The request → From the first line of the data below through the line bearing "string; color?: string;", reproduce each line exactly; do not include pictures.

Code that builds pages
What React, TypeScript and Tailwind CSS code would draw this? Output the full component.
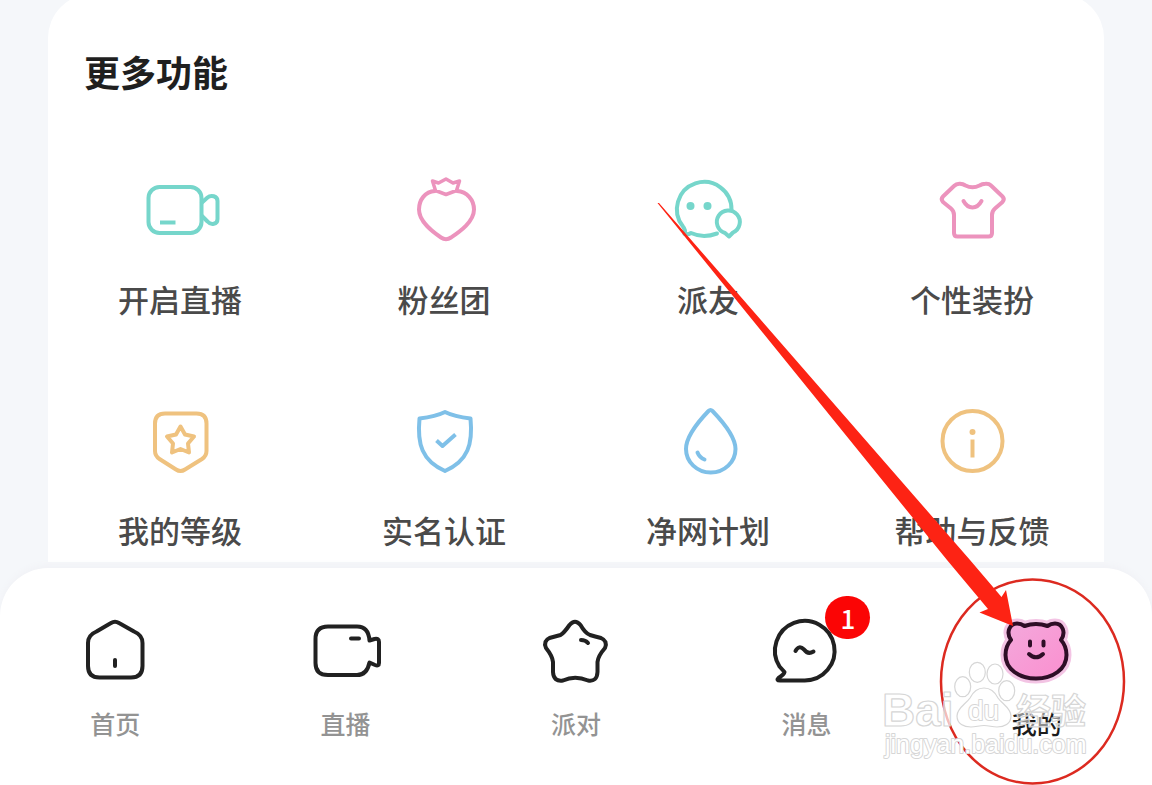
import type { ReactNode } from "react";

type Item = { label: string; color?: string; icon: ReactNode };

const features: Item[] = [
  {
    label: "开启直播",
    color: "text-[#76d6cb]",
    icon: (
      <>
        <rect x="8.5" y="17" width="53" height="46" rx="11" />
        <path d="M62 32.500 L67.500 27.500 C71 24.500 77.500 26 77.500 31 V49 C77.500 54.500 71 55.500 67.500 51.500 L62 46" />
        <path d="M20 52.500 H35.500" strokeLinecap="butt" />
      </>
    ),
  },
  {
    label: "粉丝团",
    color: "text-[#ec93bd]",
    icon: (
      <>
        <path d="M31 21 C21 21.500 15 30 15 39.500 C15 52 29 62 37 67.500 Q42 71 47 67.500 C55 62 70 52 70 39.500 C70 30 63 21.500 53 21" />
        <path d="M28.500 11 L34.500 13 L42 9 L49 13 L55.500 11 L52.500 20.500 L42 24.500 L31.500 20.500 Z" strokeWidth="3.500" />
      </>
    ),
  },
  {
    label: "派友",
    color: "text-[#76d6cb]",
    icon: (
      <>
        <path d="M63.500 40 A27.300 27.300 0 1 0 15 56.500 Q18 60 16.500 64 Q20 65 23 63 Q35 68.500 49 63.500" />
        <path d="M57 63 A11.500 11.500 0 1 1 65 62.500 L61 66.500 Z" />
        <circle cx="22.500" cy="36" r="4" fill="currentColor" stroke="none" />
        <circle cx="39.500" cy="36" r="4" fill="currentColor" stroke="none" />
      </>
    ),
  },
  {
    label: "个性装扮",
    color: "text-[#ec93bd]",
    icon: (
      <>
        <path d="M22 16 Q24.500 13.500 28 13.800 Q31 14 33.500 15.500 Q40.500 19 47.500 15.500 Q50 14 53.500 13.800 Q57 13.500 59 15.500 L70.500 26.500 Q73 29 70.500 32 L63 38.500 Q60 41 60 45 V63 Q60 66.500 56.500 66.500 H25.500 Q22 66.500 22 63 V45 Q22 41 19 38.500 L11 32 Q8.500 29 11 26.500 Z" />
        <path d="M31.500 31 Q35 37.500 40.500 37.500 Q46 37.500 49.500 31" />
      </>
    ),
  },
  {
    label: "我的等级",
    color: "text-[#efc27f]",
    icon: (
      <>
        <path d="M25 12.500 H56.500 Q66.500 12.500 66.500 22.500 V50 Q66.500 55 62 58 L45 68.500 Q40.500 71.500 36 68.500 L19.500 58 Q15 55 15 50 V22.500 Q15 12.500 25 12.500 Z" />
        <path d="M40.500 25.500 L45 33.500 L54 35.500 L48 42.500 L49 51.500 L40.500 48 L32 51.500 L33 42.500 L27 35.500 L36 33.500 Z" />
      </>
    ),
  },
  {
    label: "实名认证",
    color: "text-[#7fc0e8]",
    icon: (
      <>
        <path d="M41 11 C50 15.500 58 16.500 66.500 17.500 C69 43 64 60 41 70 C18 60 13 43 15.500 17.500 C24 16.500 32 15.500 41 11 Z" />
        <path d="M32.500 39.500 L38.500 45 L51.500 33.500" strokeLinecap="butt" />
      </>
    ),
  },
  {
    label: "净网计划",
    color: "text-[#7fc0e8]",
    icon: (
      <>
        <path d="M40.500 10 Q42.500 8 44.500 10 C56 22 67.500 36 67.500 48 A24.700 23.500 0 0 1 18 48 C18 36 29 22 40.500 10 Z" />
        <path d="M29.500 51.500 Q31.500 56.500 36.500 58.500" />
      </>
    ),
  },
  {
    label: "帮助与反馈",
    color: "text-[#efc27f]",
    icon: (
      <>
        <circle cx="40.500" cy="40" r="30" />
        <circle cx="40.500" cy="31" r="3" fill="currentColor" stroke="none" />
        <path d="M40.500 38.500 V56.500" strokeLinecap="butt" />
      </>
    ),
  },
];

const tabs: (Item & { badge?: number; active?: boolean })[] = [
  {
    label: "首页",
    icon: (
      <>
        <path d="M36 12 Q40 9.500 44 12 L59 20.500 Q67.500 24 67.500 32 V55 Q67.500 66.500 56 66.500 H24.500 Q13 66.500 13 55 V32 Q13 24 21.500 20.500 Z" />
        <path d="M40 49 V55" />
      </>
    ),
  },
  {
    label: "直播",
    icon: (
      <>
        <path d="M22 15.500 H51 Q62.500 15.500 63.500 29.500 L68.500 28 Q73 27 73 31 V52 Q73 55.500 69 54 L63.500 51.500 Q61 64 51 64 H22 Q9.500 64 9.500 52 V28 Q9.500 15.500 22 15.500 Z" />
        <path d="M45 27.500 H53" />
      </>
    ),
  },
  {
    label: "派对",
    icon: (
      <>
        <path d="M33.500 14 Q39 7.500 44.500 14 Q49 22 54 24 Q59 25.500 65 27 Q72 30 69 37 Q62 45 61.500 51 V61 Q61 71 52 69.500 Q39 64 27 69.500 Q17.500 71 17 61 V51 Q16.500 45 10 37 Q7 30 13.500 27 Q19 25.500 24.500 24 Q28 22 33.500 14 Z" />
        <path d="M45 29 Q49.500 29 52 32" />
      </>
    ),
  },
  {
    label: "消息",
    badge: 1,
    icon: (
      <>
        <path d="M38.600 69.500 A29.800 29.800 0 1 0 13.500 55.500 L18.500 61 Q18 63.500 12.500 67 Q10 69.500 14 69.500 Z" />
        <path d="M29.500 40 Q33 33.500 38 38.500 Q42 44 47.500 40.500" />
      </>
    ),
  },
  { label: "我的", active: true, icon: null },
];

function Icon({ children }: { children: ReactNode }) {
  return (
    <svg
      className="size-20"
      viewBox="0 0 80 80"
      fill="none"
      stroke="currentColor"
      strokeWidth="4"
      strokeLinecap="round"
      strokeLinejoin="round"
      aria-hidden="true"
    >
      {children}
    </svg>
  );
}

function BearIcon() {
  const head =
    "M14 29 C8.500 21 13 12.500 20 12.500 Q24 12.500 27.500 15 Q39 11 50.500 15 Q54 12.500 58 12.500 C65 12.500 69.500 21 64 29 Q69.500 35 69.500 44 C69.500 58 56 67.500 39 67.500 C22 67.500 8.500 58 8.500 44 Q8.500 35 14 29 Z";
  return (
    <svg className="size-20" viewBox="0 0 80 80" fill="none" strokeLinecap="round" strokeLinejoin="round" aria-hidden="true">
      <defs>
        <linearGradient id="bear" x1="0" y1="0" x2="1" y2="1">
          <stop offset="0" stopColor="#f3a9dc" />
          <stop offset="1" stopColor="#fb8fcf" />
        </linearGradient>
      </defs>
      <path d={head} stroke="#f3c4e4" strokeWidth="10" />
      <path d={head} fill="url(#bear)" stroke="#2e0e26" strokeWidth="4" />
      <path d="M33 30.500 V34.500 M46.500 30.500 V34.500" stroke="#2e0e26" strokeWidth="4" />
      <path d="M32 43 Q39 49.500 46 43" stroke="#2e0e26" strokeWidth="4" />
    </svg>
  );
}

function Watermark() {
  return (
    <svg
      className="pointer-events-none absolute right-14 top-[650px] h-[115px] w-[220px]"
      viewBox="0 0 220 115"
      fill="#ffffff"
      fillOpacity="0.7"
      stroke="#d6d6d6"
      strokeWidth="1.200"
      strokeLinejoin="round"
      fontFamily="'Liberation Sans', 'Noto Sans CJK SC', sans-serif"
    >
      <text x="6" y="76" fontSize="46" fontWeight="700">Bai</text>
      <ellipse cx="86.700" cy="36.700" rx="8" ry="10" />
      <ellipse cx="101.300" cy="22.300" rx="8" ry="10" />
      <ellipse cx="119" cy="24" rx="8" ry="10" />
      <ellipse cx="130.700" cy="40.700" rx="8" ry="10" />
      <path d="M108 38 C114 38 119 42 122 48 C126 54 135 58 135 66 C135 74 128 77 121 77 C116 77 113 75.500 108 75.500 C103 75.500 100 77 95 77 C88 77 81 74 81 66 C81 58 90 54 94 48 C97 42 102 38 108 38 Z" />
      <text x="92" y="70" fontSize="28" strokeWidth="2" paintOrder="stroke" fillOpacity="1">du</text>
      <text x="140" y="74" fontSize="35" fontWeight="700" fillOpacity="0.5">经验</text>
      <text x="9" y="103" fontSize="25" strokeWidth="2" paintOrder="stroke" fillOpacity="1">jingyan.baidu.com</text>
    </svg>
  );
}

function Annotation() {
  return (
    <svg
      className="pointer-events-none absolute right-0 top-[200px] h-[585px] w-[500px]"
      viewBox="652 200 500 585"
      aria-hidden="true"
    >
      <ellipse cx="1032.500" cy="681.500" rx="91.500" ry="102" fill="none" stroke="#dc2a20" strokeWidth="2.500" />
      <path d="M657.500 203 L659 203 L970 560 L1001.500 597 L1006 590 L1013 626 L979.500 612.500 L988 609 L947 560 Z" fill="#fd2314" />
    </svg>
  );
}

export default function App() {
  return (
    <div className="relative flex min-h-screen flex-col overflow-hidden bg-[#f5f7fa] font-['Noto_Sans_CJK_SC',sans-serif]">
      <main className="mx-12 -mt-1.5 rounded-t-[44px] bg-white pt-[57px] pb-3">
        <h1 className="px-9 text-[36px] leading-10 font-bold text-[#1f1f1f]">更多功能</h1>
        <div className="mt-[79px] grid grid-cols-4 gap-y-[82px]">
          {features.map((f) => (
            <button key={f.label} type="button" className="flex flex-col items-center gap-[29px]">
              <span className={f.color}>
                <Icon>{f.icon}</Icon>
              </span>
              <span className="text-[31px] leading-10 font-medium whitespace-nowrap text-[#4a4a4a]">{f.label}</span>
            </button>
          ))}
        </div>
      </main>

      <nav className="mt-1.5 grid grow grid-cols-5 items-start rounded-t-[48px] bg-white pt-[43px] pb-8 shadow-[0_-3px_6px_#f1f2f6]">
        {tabs.map((t) => (
          <a key={t.label} href="#" className="flex flex-col items-center gap-4">
            <span className="relative text-[#212121]">
              {t.active ? <BearIcon /> : <Icon>{t.icon}</Icon>}
              {t.badge && (
                <span className="absolute -top-[15px] left-[59px] flex h-[43px] w-[45px] items-center justify-center rounded-full bg-[#fb0505] text-[26px] leading-8 font-medium text-white">
                  {t.badge}
                </span>
              )}
            </span>
            <span className={`text-[25px] leading-8 font-medium ${t.active ? "text-[#1c1c1c]" : "text-[#939393]"}`}>
              {t.label}
            </span>
          </a>
        ))}
      </nav>

      <Annotation />
      <Watermark />
    </div>
  );
}
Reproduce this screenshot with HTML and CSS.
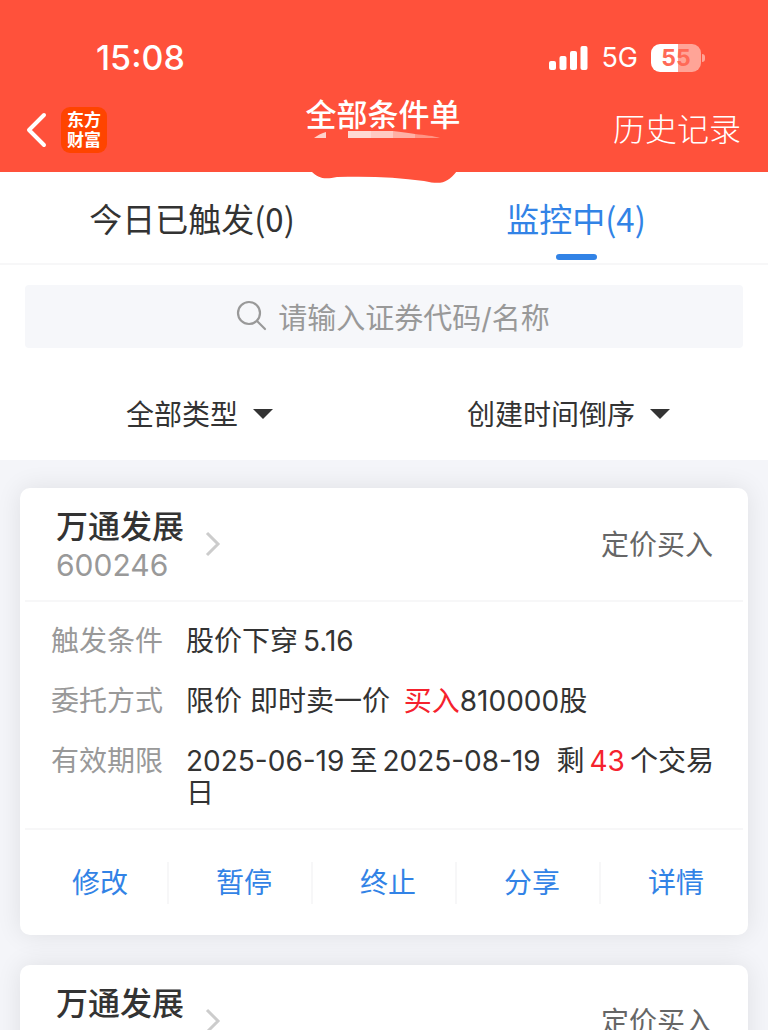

Exercise output →
What React, TypeScript and Tailwind CSS code would draw this? Output the full component.
import type { ReactNode } from "react";

type Item = { label: string; color?: string; icon: ReactNode };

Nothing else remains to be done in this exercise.